Bolden has had exceedingly caring coaches who have helped him in any way they could. He is especially close to coach Keith Moore and his family who have been looking out for Bolden as early as fourth grade. Bolden says Moore is like a father to him and Moore said he considers Bolden to be his son.

Another coach Bolden is close to is Michael Burkett, the head football coach at Southeastern. Last summer, Burkett held two separate workouts each day. One was at 6 a.m. while the other was at 5:30 p.m., expecting players to make at least one of the workouts. However, with Bolden’s demanding work schedule, he couldn’t make it to either workout.

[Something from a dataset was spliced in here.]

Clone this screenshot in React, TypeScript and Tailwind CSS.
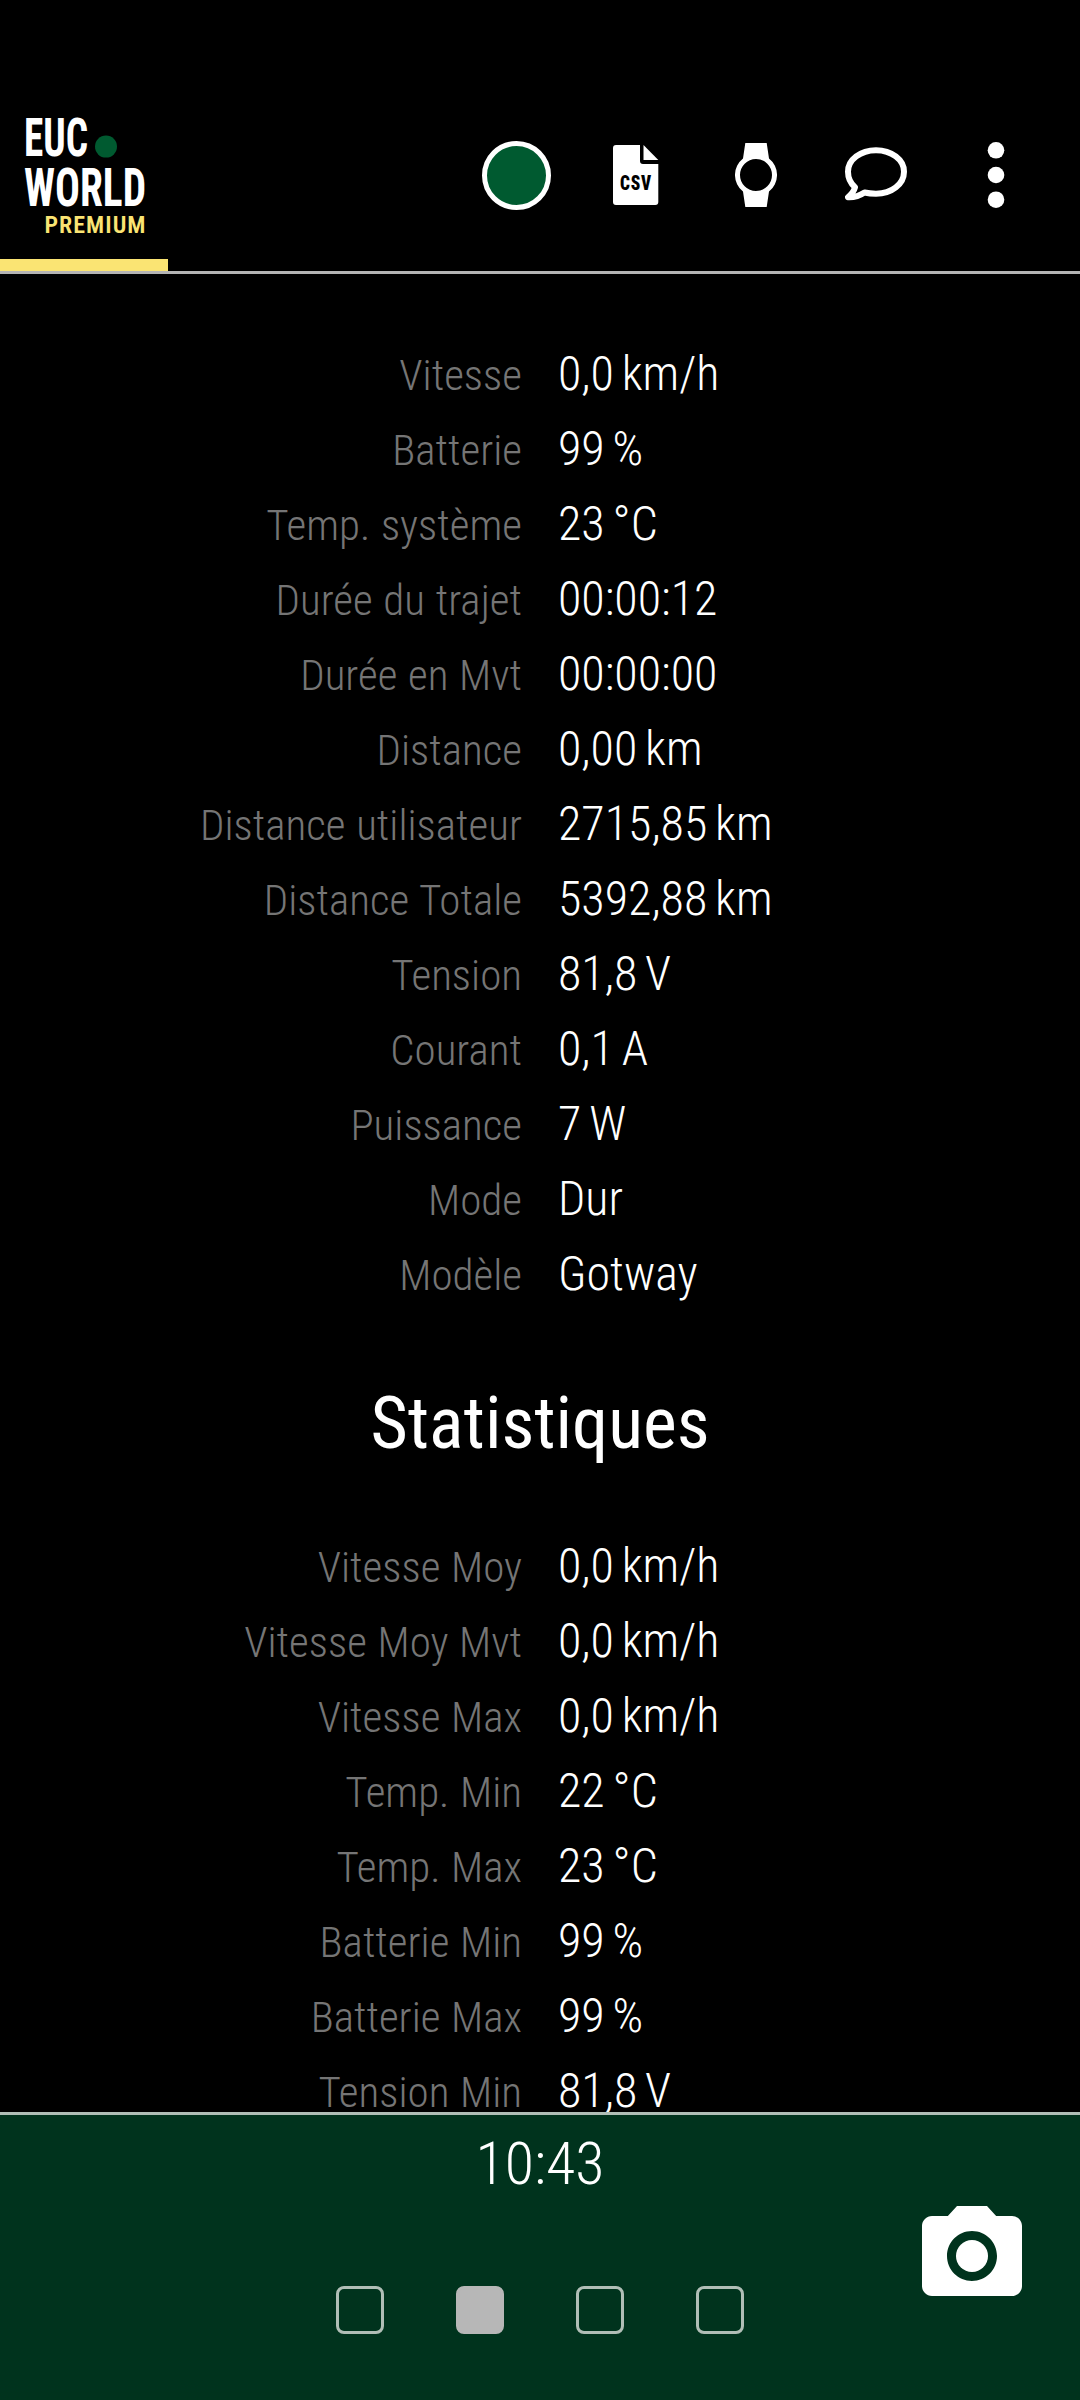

Getting home at 3 a.m. most days made it nearly impossible for Bolden to get up after only three hours of sleep, and he had to be at work before 5:30 the next morning.

“Coach Burkett asked me if there was any way he could help me make it to summer workouts. I was joking with him, and I told him it would be perfect for me if Coach could open the weight room at 3 a.m. when I got off work,” remarked Bolden.“The crazy thing is that he did. He was always there to meet me at 3 a.m., and when I was finished, he slept in his office waiting for the 6 a.m. workout.”

Bolden’s senior year has been full of ups and downs too. During football season, he suffered a concussion and neck injury. He remained healthy during basketball season, but broke his leg during baseball season. For a few days, Bolden was unable to work due to his broken leg; luckily, his income tax return covered the work he missed. He was able to go to the prom with his girlfriend. All that’s left is for Bolden to graduate, something neither of his parents or brother did.

Bolden enlisted with the Marines and was saving money to help his grandfather while he was away at boot camp. Just a few days before the banquet, he learned that he would not be medically cleared for the Marines. He was diagnosed with spinal stenosis, a disorder that slowly pinches the nerves and dissolves muscle as he gets older. Bolden was discouraged until he found that he was the recipient of several scholarships from the Bryant-Jordan Award.

Bolden said crazy things have continued to happening to him after he won the award. He said that a lot of letters had been sent to the school and most of them included money. Bolden remembers getting a card from a couple in Pensacola. The card simply said,“Take a day off!” and it came with $500. Then, a man named Michael A. Mouron of Birmingham was so inspired by Bolden’s story that he let him choose any new truck. Bolden loves the truck, but is saving all his money.

His best offer came from Austin Peay University in Tennessee. They’ve offered him a full scholarship to be the baseball team’s manager. Bolden thinks he might make a good coach someday – like the coaches he’s had. His future plans include working with a construction company this summer, and most likely going to Austin Peay in the fall. Despite all the attention he’s been getting, he hasn’t changed. He is one of the most humble human beings you’ll ever meet.

Southeastern principal Glenn Puckett said of Bolden,“If we could bottle up that hard work, dedication, and all of Justin’s other great qualities, chances are the world would be a much better place.”